# MTB - Nass Sunday, 8/8/10 AM



## bvibert (Aug 2, 2010)

Gonna be getting out for an early ride on Sunday morning, like 7:30am.  Rumor has it that Greg might even dust off his bike and ride it...


----------



## Greg (Aug 2, 2010)

Yep, hoping to get in on this one. Might try to score a RAW this week too.


----------



## MR. evil (Aug 6, 2010)

When you guys have an idea of what your doing for a ride, any idea of a route post it up. Jamie and I are planning on riding Sunday morning but don't know where yet.


----------



## Greg (Aug 6, 2010)

I'll be chasing Brian around. Not particular on where, but would like to either see some of the new stuff up on Johnnycake, or hit Ledges>waterfall DH, etc. in the south end of Sessions. I'm good for a 3-ish hour ride.


----------



## bvibert (Aug 6, 2010)

Greg said:


> I'll be chasing Brian around. Not particular on where, but would like to either see some of the new stuff up on Johnnycake, or hit Ledges>waterfall DH, etc. in the south end of Sessions. I'm good for a 3-ish hour ride.



I was planning on starting out of Scoville.  I'm not going into the new stunty type trail on Johnnycake again without someone who knows their way around.  I don't want to get lost again.  There is the tent trail up there that's fun, but it's fairly short, not really worth planning a route around.  We could start out by heading up that way, and then head into the waterfall area if you want though, should make for a decent length ride.  I'm totally open to route ideas.


----------



## yesmandroc (Aug 6, 2010)

I might be there for this.


----------



## bvibert (Aug 6, 2010)

yesmandroc said:


> I might be there for this.



Sounds good.  7:30 at Scoville.  Knowing me we probably won't actually start rolling until a bit after 7:30...


----------



## WoodCore (Aug 6, 2010)

Depending on how my Saturday unfolds might try to make this one...... or I could sleep in and ride later?


----------



## Greg (Aug 7, 2010)

gonna be a crisp spectacular morning, much like today. get yer ass out of bed early, jon!


----------



## o3jeff (Aug 7, 2010)

I'll be there, I just need to be leaving the lot by 9:30 so it'll be an abbreviated ride for me.


----------



## MR. evil (Aug 7, 2010)

I'm out.

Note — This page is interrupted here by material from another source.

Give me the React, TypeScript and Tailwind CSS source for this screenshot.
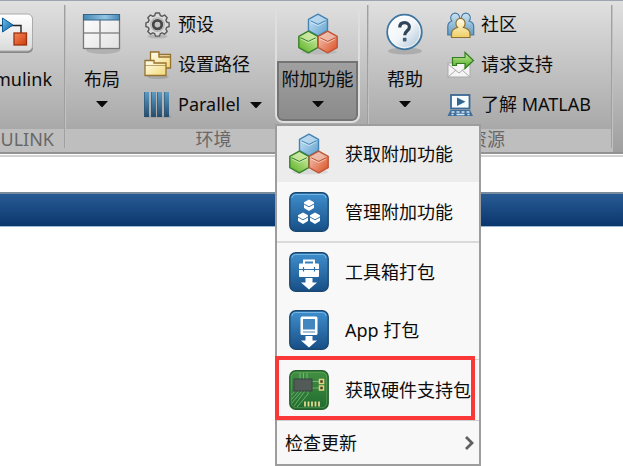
import type { ReactNode } from 'react';

const FONT = "font-['Noto_Sans','Noto_Sans_CJK_SC',sans-serif]";

function Hex({ x, y, fill, light, edge }: { x: number; y: number; fill: string; light: string; edge: string }) {
  return (
    <g transform={`translate(${x} ${y})`} strokeLinejoin="round">
      <path d="M0-10.8 9.5-5.6V5.6L0 10.8-9.5 5.6V-5.6Z" fill={fill} />
      <path d="M0-10 8.7-5.4 0-.8-8.7-5.4Z" fill={light} opacity=".75" />
      <path d="M-7.5-4.2 0-.6 7.5-4.2" fill="none" stroke={edge} strokeWidth="1" />
      <path d="M-7.5-3 0 .6 7.5-3" fill="none" stroke="#fff" strokeWidth=".8" opacity=".6" />
      <path d="M0-10.8 9.5-5.6V5.6L0 10.8-9.5 5.6V-5.6Z" fill="none" stroke={edge} strokeWidth="1.4" />
    </g>
  );
}

function CubesIcon() {
  return (
    <svg viewBox="0 0 40 42" className="h-[42px] w-10" aria-hidden="true">
      <defs>
        <linearGradient id="cb" x1="0" y1="0" x2="1" y2="1"><stop offset="0" stopColor="#d3eafb" /><stop offset="1" stopColor="#5b9ecb" /></linearGradient>
        <linearGradient id="cg" x1="1" y1="0" x2="0.2" y2="1"><stop offset="0" stopColor="#e0f6b8" /><stop offset="1" stopColor="#62b52c" /></linearGradient>
        <linearGradient id="cr" x1="0" y1="0" x2="1" y2="1"><stop offset="0" stopColor="#f2d3c6" /><stop offset="1" stopColor="#dc4a1c" /></linearGradient>
      </defs>
      <ellipse cx="21" cy="39" rx="18" ry="2.5" fill="#000" opacity=".08" />
      <Hex x={20} y={12} fill="url(#cb)" light="#b9d8ee" edge="#4483b3" />
      <Hex x={10.3} y={29} fill="url(#cg)" light="#cfeaa6" edge="#39802f" />
      <Hex x={29.7} y={29} fill="url(#cr)" light="#eec2b2" edge="#bf5638" />
    </svg>
  );
}

function SimulinkIcon() {
  return (
    <svg viewBox="0 0 42 42" className="h-[42px] w-[42px]" aria-hidden="true">
      <defs>
        <linearGradient id="sw" x1="0" y1="0" x2="0" y2="1"><stop offset="0" stopColor="#fff" /><stop offset="1" stopColor="#dadada" /></linearGradient>
        <linearGradient id="so" x1="0" y1="0" x2="1" y2="1"><stop offset="0" stopColor="#f4875a" /><stop offset="1" stopColor="#cf3c0c" /></linearGradient>
        <linearGradient id="sb" x1="0" y1="0" x2="1" y2="1"><stop offset="0" stopColor="#6fc0ec" /><stop offset="1" stopColor="#0a5c9c" /></linearGradient>
      </defs>
      <rect x="0" y="2" width="38" height="38" rx="5" fill="#888" />
      <rect x="0" y="1" width="37.500" height="37" rx="5" fill="url(#sw)" stroke="#aaa" strokeWidth="1" />
      <path d="M2 12.500h24v8" fill="none" stroke="#222" strokeWidth="1.400" />
      <path d="M7.500 5v14L18 12z" fill="url(#sb)" stroke="#0b5a94" />
      <rect x="19" y="20" width="12.500" height="12" fill="url(#so)" stroke="#9c3210" strokeWidth="1.300" />
    </svg>
  );
}

function LayoutIcon() {
  return (
    <svg viewBox="0 0 42 42" className="h-[42px] w-[42px]" aria-hidden="true">
      <defs>
        <linearGradient id="lt" x1="0" y1="0" x2="1" y2="0"><stop offset="0" stopColor="#4587b5" /><stop offset=".6" stopColor="#94c4e1" /><stop offset="1" stopColor="#4587b5" /></linearGradient>
        <linearGradient id="lw" x1="0" y1="0" x2="1" y2="1"><stop offset="0" stopColor="#fff" /><stop offset="1" stopColor="#e2e2e2" /></linearGradient>
      </defs>
      <ellipse cx="22" cy="37" rx="17" ry="4" fill="#000" opacity=".12" />
      <rect x="2.500" y="2" width="36" height="33.500" fill="url(#lw)" stroke="#777" strokeWidth="1.300" />
      <path d="M19 7v28M3 20h35" stroke="#8c8c8c" strokeWidth="1.600" />
      <rect x="2.500" y="1.500" width="36" height="5.500" fill="url(#lt)" stroke="#346587" />
    </svg>
  );
}

function HelpIcon() {
  return (
    <svg viewBox="0 0 42 42" className="h-[42px] w-[42px]" aria-hidden="true">
      <defs>
        <linearGradient id="hg" x1="0" y1="0" x2="1" y2="1"><stop offset="0" stopColor="#fff" /><stop offset=".5" stopColor="#f2f6f9" /><stop offset="1" stopColor="#a5bfd2" /></linearGradient>
      </defs>
      <ellipse cx="21" cy="38" rx="17" ry="3.500" fill="#000" opacity=".14" />
      <circle cx="20.500" cy="19" r="17.300" fill="url(#hg)" stroke="#3f77a3" strokeWidth="1.800" />
      <circle cx="20.500" cy="19" r="15.700" fill="none" stroke="#fff" strokeWidth="1" opacity=".7" />
      <path d="M15.800 14.500c0-3.200 2-4.800 4.800-4.800s4.800 1.600 4.800 4.300c0 3.800-4.700 3.900-4.700 8.300" fill="none" stroke="#2f4359" strokeWidth="3.200" />
      <rect x="18.900" y="24.800" width="3.600" height="3.600" rx=".6" fill="#3d6080" />
    </svg>
  );
}

function GearIcon() {
  return (
    <svg viewBox="0 0 28 28" className="size-7" aria-hidden="true">
      <ellipse cx="13.500" cy="25.500" rx="10" ry="2" fill="#000" opacity=".13" />
      <path
        d="M11.500 2h4l.8 2.500 1.800.8L20.600 4l2.600 2.700-1.300 2.400.8 1.900 2.400.8v3.700l-2.400.8-.8 1.900 1.300 2.400-2.700 2.600-2.400-1.300-1.800.8-.8 2.400h-4l-.8-2.400-1.800-.8-2.400 1.300-2.700-2.600 1.300-2.400-.8-1.900-2.400-.8v-3.700L4.300 11l.8-1.900-1.300-2.400L6.500 4l2.400 1.300 1.800-.8Z"
        fill="#dcdcdc"
        stroke="#5a5a5a"
        strokeWidth="1.400"
        strokeLinejoin="round"
      />
      <circle cx="13.500" cy="13.600" r="6.800" fill="none" stroke="#b5b5b5" strokeWidth="1.200" />
      <circle cx="13.500" cy="13.600" r="4.300" fill="#c4c4c4" stroke="#484848" strokeWidth="2.800" />
    </svg>
  );
}

function FolderIcon() {
  return (
    <svg viewBox="0 0 28 28" className="size-7" aria-hidden="true">
      <defs>
        <linearGradient id="fg" x1="0" y1="0" x2="1" y2="1"><stop offset="0" stopColor="#fffef0" /><stop offset="1" stopColor="#f3d875" /></linearGradient>
      </defs>
      <ellipse cx="14" cy="26" rx="11" ry="2" fill="#000" opacity=".12" />
      <g fill="url(#fg)" stroke="#967230" strokeWidth="1.300">
        <path d="M6.500 1h8.500v2.500h11.500V17h-20Z" />
        <path d="M15 3.500v2.500h11.500" fill="none" />
        <path d="M1 9.500h9V12h12v12.500H1Z" />
        <path d="M1 14.500h21" fill="none" strokeWidth="1" opacity=".6" />
      </g>
    </svg>
  );
}

function ParallelIcon() {
  return (
    <svg viewBox="0 0 28 28" className="size-7" aria-hidden="true">
      <defs>
        <linearGradient id="pg" x1="0" y1="0" x2="0" y2="1"><stop offset="0" stopColor="#5b9cc7" /><stop offset="1" stopColor="#244c6e" /></linearGradient>
      </defs>
      <rect x="1" y="24" width="26" height="3" fill="#000" opacity=".08" />
      {[0, 7, 13, 20].map((x) => (
        <g key={x}><rect x={x} y="1" width="5" height="25" fill="url(#pg)" /><path d={`M${x + 0.5} 1v25`} stroke="#31556f" opacity=".6" /></g>
      ))}
    </svg>
  );
}

function PeopleIcon() {
  return (
    <svg viewBox="0 0 28 28" className="size-7" aria-hidden="true">
      <defs>
        <linearGradient id="py" x1="0" y1="0" x2="0" y2="1"><stop offset="0" stopColor="#fffdee" /><stop offset="1" stopColor="#efce62" /></linearGradient>
        <linearGradient id="pb" x1="0" y1="0" x2="0" y2="1"><stop offset="0" stopColor="#cce3f3" /><stop offset="1" stopColor="#639bc4" /></linearGradient>
      </defs>
      <g fill="url(#pb)" stroke="#427aa5" strokeWidth="1.200">
        <path d="M.8 24V15.500q0-4 4-5.500A4.400 4.800 0 1 1 11.500 10q4 1.500 4 5.500V24Z" />
        <path d="M11.500 24V15.500q0-4 4-5.500A4.400 4.800 0 1 1 22.200 10q4.500 1.500 4.500 5.500V24Z" />
      </g>
      <path d="M4.500 26.500v-3.500q0-5 6-6.500A4.600 5.200 0 1 1 16.500 16.500q6.500 1.500 6.500 6.500v3.500Z" fill="url(#py)" stroke="#8f7130" strokeWidth="1.200" />
    </svg>
  );
}

function SupportIcon() {
  return (
    <svg viewBox="0 0 28 28" className="size-7" aria-hidden="true">
      <defs>
        <linearGradient id="ag" x1="0" y1="0" x2="0" y2="1"><stop offset="0" stopColor="#cdf0a1" /><stop offset="1" stopColor="#46a51c" /></linearGradient>
      </defs>
      <rect x="1" y="12" width="22" height="14" fill="#f5f5f5" stroke="#a9a9a9" />
      <path d="m1 13 11 9L23 13M1 26l8-7m14 7-8-7" fill="none" stroke="#aaa" />
      <path d="M5.500 14.500V6.500H18V1.500L26.500 9.500 18 17.500V12.500H9.500V14.500Z" fill="url(#ag)" stroke="#347d1f" strokeWidth="1.200" />
    </svg>
  );
}

function LearnIcon() {
  return (
    <svg viewBox="0 0 28 28" className="size-7" aria-hidden="true">
      <rect x="4" y="4" width="18.500" height="13.500" fill="#f6fbff" stroke="#3b6994" strokeWidth="1.800" />
      <path d="M10 6.500v8.500l8.500-4.200z" fill="#32658f" />
      <path d="M3.500 19h19.500l3 6H.5Z" fill="#3f6f9b" />
      <path d="M4.500 21h3m2 0h3m2 0h3m2 0h3M4.500 23.500h2m3 0h8m3 0h2" stroke="#d7e9f6" strokeWidth="1.300" />
    </svg>
  );
}

function Tile({ children }: { children: ReactNode }) {
  return (
    <svg viewBox="0 0 40 40" className="size-10" aria-hidden="true">
      <defs>
        <linearGradient id="tg" x1="0" y1="0" x2="0" y2="1"><stop offset="0" stopColor="#3f8fce" /><stop offset="1" stopColor="#184f86" /></linearGradient>
      </defs>
      <rect x=".8" y=".8" width="38.400" height="38.400" rx="6" fill="url(#tg)" stroke="#1b4870" strokeWidth="1.400" />
      <path d="M3 6q0-3.500 3.500-3.500h27Q37 2.500 37 6" fill="none" stroke="#8cc6ee" opacity=".7" />
      {children}
    </svg>
  );
}

const downArrow = <path d="M16.500 26h7v4.500H28L20 37.500l-8-7h4.500Z" fill="#fff" />;

const CLUSTER = [
  { x: 20, y: 13 },
  { x: 14, y: 26 },
  { x: 26, y: 26 },
];

function ManageIcon() {
  return (
    <Tile>
      {CLUSTER.map(({ x, y }) => (
        <g key={x} transform={`translate(${x} ${y})`}>
          <path d="M0-5.500 5-2.800V3L0 6-5 3V-2.800Z" fill="#fff" />
          <path d="M-5-1 0 1.800 5-1" fill="none" stroke="#28659f" strokeWidth=".9" />
        </g>
      ))}
    </Tile>
  );
}

function ToolboxIcon() {
  return (
    <Tile>
      <path d="M15 12V8.500h10V12" fill="none" stroke="#fff" strokeWidth="2" />
      <rect x="10" y="11.500" width="20" height="13.500" rx="1" fill="#fff" />
      <path d="M10 17.500h20M14.500 15v4.500m11-4.500v4.500" stroke="#2e71ad" strokeWidth="1.200" />
      {downArrow}
    </Tile>
  );
}

function PackageAppIcon() {
  return (
    <Tile>
      <rect x="11.500" y="6.500" width="17" height="18.500" rx="1.500" fill="#fff" />
      <rect x="14" y="9" width="12" height="10.500" fill="#4287c0" />
      <path d="M14 22h12" stroke="#4f86b6" strokeWidth="1" />
      {downArrow}
    </Tile>
  );
}

function BoardIcon() {
  return (
    <svg viewBox="0 0 40 40" className="size-10" aria-hidden="true">
      <defs>
        <linearGradient id="bg" x1="0" y1="0" x2="0" y2="1"><stop offset="0" stopColor="#429043" /><stop offset="1" stopColor="#206b2e" /></linearGradient>
      </defs>
      <rect x=".8" y=".8" width="38.400" height="38.400" rx="6" fill="url(#bg)" stroke="#25602c" strokeWidth="1.400" />
      <rect x="2.300" y="2.300" width="35.400" height="35.400" rx="5" fill="none" stroke="#72b06e" strokeWidth=".8" opacity=".6" />
      <path d="M11 3v6m3.500-6v6m3.500-6v6M23 11.500h8M23 18h8M7 20 2.500 25M10 21 2.500 29.500M13 21 3 33M16 21 5 36M19 21v3L8 37" fill="none" stroke="#8cc487" strokeWidth=".9" opacity=".8" />
      <rect x="5" y="9" width="18" height="12" fill="#535b59" stroke="#39443f" />
      <g fill="#473f1d" stroke="#e4d287" strokeWidth="1.500"><rect x="30.500" y="9.500" width="4" height="4" /><rect x="30.500" y="16" width="4" height="4" /></g>
      <path d="M16 31.500v5m3.500-5v5m3.500-5v5m3.500-5v5m3.500-5v5" stroke="#e4d893" strokeWidth="1.800" />
    </svg>
  );
}

function Caret() {
  return (
    <svg viewBox="0 0 12 6" className="h-1.5 w-3 shrink-0" aria-hidden="true"><path d="M0 0h12L6.500 6h-1Z" fill="#0a0a0a" /></svg>
  );
}

function BigButton({ icon, label }: { icon: ReactNode; label: string }) {
  return (
    <button type="button" className="flex w-[72px] shrink-0 flex-col items-center pt-2">
      {icon}
      <span className="mt-3 whitespace-nowrap">{label}</span>
      <span className="mt-2.5 flex"><Caret /></span>
    </button>
  );
}

function SmallButton({ icon, label, caret }: { icon: ReactNode; label: string; caret?: boolean }) {
  return (
    <button type="button" className="flex h-10 items-center whitespace-nowrap">
      {icon}
      <span className="ml-1.5 pb-0.5">{label}</span>
      {caret && <span className="ml-2.5"><Caret /></span>}
    </button>
  );
}

function Section({ title, className, titleClass, children }: { title: string; className: string; titleClass: string; children: ReactNode }) {
  return (
    <section className={`relative flex shrink-0 flex-col ${className}`}>
      <div className="flex h-32 pt-1">{children}</div>
      <h2 className={`flex h-[23px] items-center bg-[#bebebe] pb-1 text-[#686868] ${titleClass}`}>{title}</h2>
      <span className="absolute top-1 right-0 bottom-1 w-0.5 border-r border-[#c2c2c2] bg-[#9f9f9f]" />
    </section>
  );
}

function MenuItem({ icon, label, className }: { icon: ReactNode; label: string; className: string }) {
  return (
    <button type="button" role="menuitem" className={`flex w-full items-center gap-4 pl-3 whitespace-nowrap ${className}`}>
      {icon}
      <span>{label}</span>
    </button>
  );
}

function AddOnsMenu() {
  return (
    <div role="menu" className="absolute top-[119px] left-0 z-10 w-[206px] border-2 border-[#9d9d9d] bg-[#f8f8f8]">
      <MenuItem icon={<CubesIcon />} label="获取附加功能" className="h-14 bg-[#ececec]" />
      <MenuItem icon={<ManageIcon />} label="管理附加功能" className="h-[59px]" />
      <div className="border-t-2 border-[#dadada]">
        <MenuItem icon={<ToolboxIcon />} label="工具箱打包" className="h-[58px]" />
        <MenuItem icon={<PackageAppIcon />} label="App 打包" className="h-[58px]" />
      </div>
      <div className="relative border-t border-[#d2d2d2]">
        <MenuItem icon={<BoardIcon />} label="获取硬件支持包" className="h-[60px]" />
        <span className="absolute -top-1 right-1 bottom-0 -left-0.5 border-4 border-[#fa3838]" />
      </div>
      <button type="button" role="menuitem" className="flex h-11 w-full items-center justify-between border-t border-[#cfcfcf] pr-1 pl-2">
        <span>检查更新</span>
        <svg viewBox="0 0 12 14" className="h-3.5 w-3" aria-hidden="true"><path d="m3 1 6 6-6 6" fill="none" stroke="#606060" strokeWidth="2.800" /></svg>
      </button>
    </div>
  );
}

export default function App() {
  return (
    <div className={`min-h-screen w-full overflow-hidden bg-white text-lg leading-6 text-[#0c0c0c] ${FONT}`}>
      <header className="flex border-t border-b-2 border-t-[#9ba5b0] border-b-[#929292] bg-linear-to-b from-[#e0e0e0] to-[#9f9f9f]">
        <Section title="SIMULINK" className="w-[66px] overflow-hidden" titleClass="justify-end pr-3">
          <div className="flex w-full justify-end pr-3.5">
            <button type="button" className="flex flex-col items-center pt-2">
              <SimulinkIcon />
              <span className="mt-3">Simulink</span>
            </button>
          </div>
        </Section>
        <Section title="环境" className="w-[303px]" titleClass="justify-center pr-2">
          <BigButton icon={<LayoutIcon />} label="布局" />
          <div className="ml-1.5 flex w-[131px] flex-col items-start">
            <SmallButton icon={<GearIcon />} label="预设" />
            <SmallButton icon={<FolderIcon />} label="设置路径" />
            <SmallButton icon={<ParallelIcon />} label="Parallel" caret />
          </div>
          <div className="relative h-[119px]">
            <button type="button" aria-haspopup="menu" aria-expanded="true" className="flex h-[118px] w-[85px] flex-col items-center overflow-hidden rounded-lg border-2 border-[#dedede]">
              <span className="flex h-[54px] w-full items-end justify-center pb-1.5"><CubesIcon /></span>
              <span className="flex w-full flex-1 flex-col items-center rounded-b-md border-2 border-[#747474] bg-linear-to-b from-[#a0a0a0] to-[#8b8b8b] pt-1">
                <span className="whitespace-nowrap">附加功能</span>
                <span className="mt-2.5 flex"><Caret /></span>
              </span>
            </button>
            <AddOnsMenu />
          </div>
        </Section>
        <Section title="资源" className="w-[244px]" titleClass="justify-center pr-2">
          <BigButton icon={<HelpIcon />} label="帮助" />
          <div className="ml-1.5 flex flex-col items-start">
            <SmallButton icon={<PeopleIcon />} label="社区" />
            <SmallButton icon={<SupportIcon />} label="请求支持" />
            <SmallButton icon={<LearnIcon />} label="了解 MATLAB" />
          </div>
        </Section>
      </header>
      <div className="mt-px h-[37px] border-t-2 border-[#d2d2d2] bg-white" />
      <div className="h-[35px] border-t-2 border-b border-t-[#7a8b9d] border-b-[#9db8d2] bg-linear-to-b from-[#285b95] to-[#0a376c]" />
      <main className="bg-white" />
    </div>
  );
}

Jamie and i are going to stay local.


----------



## yesmandroc (Aug 8, 2010)

Out. Slept like crap. Going back to bed. Have fun, gentlemen.


----------



## MR. evil (Aug 8, 2010)

yesmandroc said:


> Out. Slept like crap. Going back to bed. Have fun, gentlemen.



I bailed on my ride this morning for the same reason. Going to get out for an early afternoon ride in a bit.


----------